Increased regulatory and ethical pressures are transforming the traditional role of compliance. Compliance departments are taking on broader responsibility for ethics, compliance, corporate culture, and social responsibility. With greater frequency, they are moving out from under the legal department into a direct reporting relationship to the CEO and/or Board, particularly in highly regulated industries. This requires an integrated role in the organization’s proactive risk management programs.

Compliance is now challenged to take an agile risk-based approach to compliance processes. This requires the organization to take in information from the external business and regulatory environment, understand the context of dynamic and distributed business, and model risk and present and future business impact.

Ideally, today’s compliance function will possess a solid understanding of the company’s ethical, regulatory, and cultural risks, how they relate to each other, and how they fit into broader enterprise risk strategies. Reliance on agile compliance management processes will provide assurance that ethics and compliance efforts are sufficient and operate as designed.

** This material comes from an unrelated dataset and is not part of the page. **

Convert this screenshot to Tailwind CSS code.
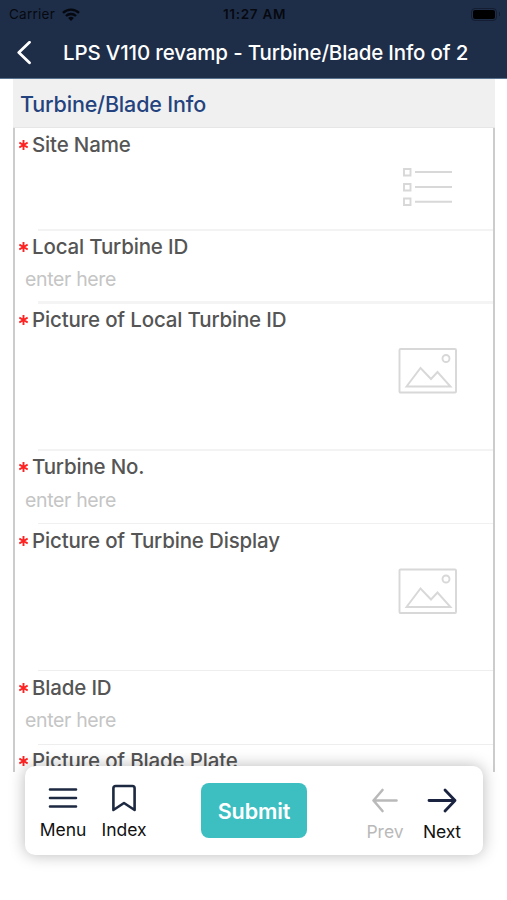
<!DOCTYPE html>
<html lang="en">
<head>
<meta charset="utf-8">
<title>Turbine/Blade Info</title>
<script src="https://cdn.jsdelivr.net/npm/@tailwindcss/browser@4"></script>
</head>
<body class="relative h-[900px] w-[507px] overflow-hidden bg-white font-['Inter','Liberation_Sans',sans-serif] whitespace-nowrap">
<header class="flex h-[79px] flex-col border-b border-[#57718e] bg-[#1e2d48]">
  <div class="grid h-[27px] grid-cols-3 items-center pt-px pr-[7px] pl-[9px] text-[13.5px] text-black/80">
    <div class="flex items-center gap-[7px]"><span class="tracking-[0.25px]">Carrier</span>
      <svg class="h-[13px] w-[18px]" viewBox="0 0 18 13"><g fill="none" stroke="#05080e" stroke-width="2.4"><path d="M1 4.9a11.5 11.5 0 0 1 16 0"/><path d="M4 8a7.2 7.2 0 0 1 10 0"/></g><path d="M6.2 10a4 4 0 0 1 5.6 0L9 13z" fill="#05080e"/></svg></div>
    <div class="text-center font-semibold tracking-[0.7px]">11:27 AM</div>
    <div class="flex items-center justify-end gap-[2px]"><span class="rounded-[4px] border border-[#141d31] p-px"><span class="block h-[9px] w-[22px] rounded-[2px] bg-black"></span></span><span class="h-[4px] w-px bg-[#141d31]"></span></div>
  </div>
  <div class="flex h-[51px] items-center pl-[17px] text-white">
    <svg class="h-[24px] w-[15px]" viewBox="0 0 15 24" fill="none" stroke="white" stroke-width="2.8" stroke-linecap="round" stroke-linejoin="round"><path d="M12.5 1.3 1.8 11.500l10.700 10.200"/></svg>
    <h1 class="ml-[31px] pt-[2px] text-[20.5px] font-medium tracking-[-0.15px]">LPS V110 revamp - Turbine/Blade Info of 2</h1>
  </div>
</header>
<main class="mr-[12px] ml-[13px] h-[693px] overflow-hidden text-[20.5px] leading-[24px] font-medium tracking-[-0.17px] text-[#555]">
  <h2 class="flex h-[49px] items-center border-b border-[#e6e6e6] bg-[#f0f0f0] pt-px pl-[7px] text-[21.5px] text-[#24437e]">Turbine/Blade Info</h2>
  <div class="h-[644px] overflow-hidden border-x-2 border-[#ccc]">
    <section class="flex h-[103px] flex-col pt-[5px]">
      <div class="flex items-center pl-[4px]"><svg class="mr-[4px] h-[10px] w-[9px]" viewBox="0 0 9 10" stroke="#f22" stroke-width="1.9"><path d="M4.5 0v10M.3 2.6l8.4 4.8M8.7 2.6.3 7.4"/></svg><span>Site Name</span></div>
      <svg class="mt-[10px] ml-[387px] h-[40px] w-[51px]" viewBox="0 0 51 40" fill="none" stroke="#d8d8d8" stroke-width="1.9"><path d="M2 2h6.5v6.5H2zM2 17h6.5v6.5H2zM2 31.5h6.5V38H2zM13 5h37M13 20h37M13 34.800h37"/></svg>
      <div class="mt-auto ml-[23px] h-[2px] bg-[#f3f3f3]"></div>
    </section>
    <section class="flex h-[73px] flex-col pt-[4px]">
      <div class="flex items-center pl-[4px]"><svg class="mr-[4px] h-[10px] w-[9px]" viewBox="0 0 9 10" stroke="#f22" stroke-width="1.9"><path d="M4.5 0v10M.3 2.6l8.4 4.8M8.7 2.6.3 7.4"/></svg><span>Local Turbine ID</span></div>
      <div class="mt-[8px] pl-[10px] text-[19.5px] font-normal tracking-[-0.35px] text-[#c5c5c5]">enter here</div>
      <div class="mt-auto ml-[23px] h-[3px] bg-[#f4f4f4]"></div>
    </section>
    <section class="flex h-[147px] flex-col pt-[4px]">
      <div class="flex items-center pl-[4px]"><svg class="mr-[4px] h-[10px] w-[9px]" viewBox="0 0 9 10" stroke="#f22" stroke-width="1.9"><path d="M4.5 0v10M.3 2.6l8.4 4.8M8.7 2.6.3 7.4"/></svg><span>Picture of Local Turbine ID</span></div>
      <svg class="mt-[15px] ml-[382.500px] h-[47px] w-[60px]" viewBox="0 0 60 47" fill="none" stroke="#d8d8d8" stroke-width="1.9"><rect x="1.500" y="2" width="56.500" height="43.500" rx="1"/><circle cx="48" cy="11.500" r="3.500"/><path d="M8.500 39.500 22.500 21l10.500 11 6.500-7 13 14.500z"/></svg>
      <div class="mt-auto ml-[23px] h-[2px] bg-[#f3f3f3]"></div>
    </section>
    <section class="flex h-[73px] flex-col pt-[4px]">
      <div class="flex items-center pl-[4px]"><svg class="mr-[4px] h-[10px] w-[9px]" viewBox="0 0 9 10" stroke="#f22" stroke-width="1.9"><path d="M4.5 0v10M.3 2.6l8.4 4.8M8.7 2.6.3 7.4"/></svg><span>Turbine No.</span></div>
      <div class="mt-[9px] pl-[10px] text-[19.5px] font-normal tracking-[-0.35px] text-[#c5c5c5]">enter here</div>
      <div class="mt-auto ml-[23px] h-px bg-[#f0f0f0]"></div>
    </section>
    <section class="flex h-[147px] flex-col pt-[5px]">
      <div class="flex items-center pl-[4px]"><svg class="mr-[4px] h-[10px] w-[9px]" viewBox="0 0 9 10" stroke="#f22" stroke-width="1.9"><path d="M4.5 0v10M.3 2.6l8.4 4.8M8.7 2.6.3 7.4"/></svg><span>Picture of Turbine Display</span></div>
      <svg class="mt-[15px] ml-[382.500px] h-[47px] w-[60px]" viewBox="0 0 60 47" fill="none" stroke="#d8d8d8" stroke-width="1.9"><rect x="1.500" y="1.500" width="56.500" height="43.500" rx="1"/><circle cx="48" cy="11" r="3.500"/><path d="M8.500 39 22.500 20.500l10.500 11 6.500-7 13 14.500z"/></svg>
      <div class="mt-auto ml-[23px] h-px bg-[#eee]"></div>
    </section>
    <section class="flex h-[74px] flex-col pt-[5px]">
      <div class="flex items-center pl-[4px]"><svg class="mr-[4px] h-[10px] w-[9px]" viewBox="0 0 9 10" stroke="#f22" stroke-width="1.9"><path d="M4.5 0v10M.3 2.6l8.4 4.8M8.7 2.6.3 7.4"/></svg><span>Blade ID</span></div>
      <div class="mt-[8px] pl-[10px] text-[19.5px] font-normal tracking-[-0.35px] text-[#c5c5c5]">enter here</div>
      <div class="mt-auto ml-[23px] h-px bg-[#eee]"></div>
    </section>
    <section class="flex h-[74px] flex-col pt-[4px]">
      <div class="flex items-center pl-[4px]"><svg class="mr-[4px] h-[10px] w-[9px]" viewBox="0 0 9 10" stroke="#f22" stroke-width="1.9"><path d="M4.5 0v10M.3 2.6l8.4 4.8M8.7 2.6.3 7.4"/></svg><span>Picture of Blade Plate</span></div>
    </section>
  </div>
</main>
<nav class="absolute top-[766px] left-[25px] flex h-[89px] w-[458px] rounded-[10px] bg-white text-[17.5px] leading-[20px] text-[#111] shadow-[0_0_16px_rgba(0,0,0,0.28)]">
  <div class="ml-[8px] flex w-[60px] flex-col items-center pt-[18px]">
    <svg class="h-[28px] w-[30px]" viewBox="0 0 30 28" fill="none" stroke="#1c2940" stroke-width="2.6" stroke-linecap="round"><path d="M2 5.500h26M2 14h26M2 22.500h26"/></svg>
    <span class="mt-[8px]">Menu</span>
  </div>
  <div class="ml-px flex w-[60px] flex-col items-center pt-[18px]">
    <svg class="h-[28px] w-[26px]" viewBox="0 0 26 28" fill="none" stroke="#1c2940" stroke-width="2.600" stroke-linejoin="round"><path d="M2.400 26V4.200Q2.400 2 4.600 2h16.800q2.200 0 2.200 2.200V26L13 19z"/></svg>
    <span class="mt-[8px]">Index</span>
  </div>
  <button class="mt-[17px] ml-[47px] h-[55px] w-[106px] rounded-[8px] bg-[#3dbfc2] text-[21.5px] font-semibold tracking-[-0.1px] text-white">Submit</button>
  <div class="ml-[48px] flex w-[60px] flex-col items-center pt-[20px]">
    <svg class="h-[28px] w-[28px]" viewBox="0 0 28 28" fill="none" stroke="#b9b9b9" stroke-width="2.600" stroke-linecap="round" stroke-linejoin="round"><path d="M25.500 14.500H2.500M11.500 4 2.500 14.500 11.500 25"/></svg>
    <span class="mt-[8px] text-[#b9b9b9]">Prev</span>
  </div>
  <div class="-ml-[3px] flex w-[60px] flex-col items-center pt-[20px]">
    <svg class="h-[28px] w-[30px]" viewBox="0 0 30 28" fill="none" stroke="#1a2340" stroke-width="2.800" stroke-linecap="round" stroke-linejoin="round"><path d="M2 14.500h26M18 4l10 10.500L18 25"/></svg>
    <span class="mt-[8px] tracking-[-0.2px]">Next</span>
  </div>
</nav>
</body>
</html>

The core principles of agile compliance management are:

  • Understand your risk. An organization needs to have a risk-based approach to managing compliance and ethics. This includes a periodic assessment (e.g., annual) of the exposure to the organization for unethical conduct. However, the risk assessment process should also be dynamic – done each time there is a significant business change that could lead to exposure and incidents (e.g., mergers and acquisitions, new strategies and markets).
  • Approach compliance in proportionality of risk. How an organization implements compliance procedures and controls is to be based on the proportionality of the risk it faces. If a certain area of the world or a business partner scores as a higher risk to corruption or ethical issues, the organization is to respond with stronger procedures and controls. Proportionality of risk also applies to the size of the business – smaller organizations are not expected to have the same measures as large enterprises.
  • Monitor the risk and regulatory environment. Content and information on changes to risk and regulatory environments is critical to understanding ever-changing compliance risk. New laws, changed regulations, court rulings and amended standards change the organization’s compliance requirements. A defined process with accountability to monitor risk of changing regulatory environments is essential.
  • Tone at the top. The compliance risk management program should be fully supported by the Board of Directors and C-suite. Communication to top-level management must be bidirectional. Leadership is to communicate their definition of acceptable and unacceptable risk and their support for the compliance program. To fulfill their fiduciary obligations, executives and Board members should always be informed about the effectiveness and operations of the compliance risk management program.
  • Know who you do business with. Know your business relationships. This requires an established risk-monitoring framework that catalogs all third-party relationships, markets, and geographies. Strict due diligence ensures the organization is contracting with ethical partners. If there is a high degree of risk to corruption, compliance, and ethical issues, implement additional preventive and detective controls in accordance with the risk. Also, know your employees and conduct background checks to determine if they are susceptible to corruption or unethical conduct.
  • Keep information current. Due diligence and risk assessment efforts are to be kept current. These are not point in time efforts that happen once; perform assessments on a regular basis or when you become aware of conditions that point to increased risk due to ethics and compliance issues.
  • Compliance oversight. Make a trusted executive responsible for the oversight of compliance risk processes and activities. This includes the authority to report compliance and ethical risk to an independent monitoring body, such as the audit committee.
  • Manage change. It is essential to monitor the business for changes that can impact its compliance program or introduce greater risk to corporate ethics. Document changes required to business practices as a result of observations and investigations. Implement changes to address deficiencies through a deliberate program of change management. This requires that changes be monitored by compliance to be proactive in preventing corruption.

Success in compliance risk management begins with a strategy that addresses how the organization can effectively manage compliance risk across the organization. A strategy that ordains compliance as a continuous, ongoing process to be monitored, maintained, and nurtured daily. This requires a process, information, and technology architecture to manage compliance risk. This architecture is context-driven and agile. Compliance must be an active, living part of the organization and culture that can detect and prevent issues as a continuous process to be monitored, maintained and nurtured. Today’s organizations require integrated and agile compliance risk management strategy as an integrated function of the business and its operations.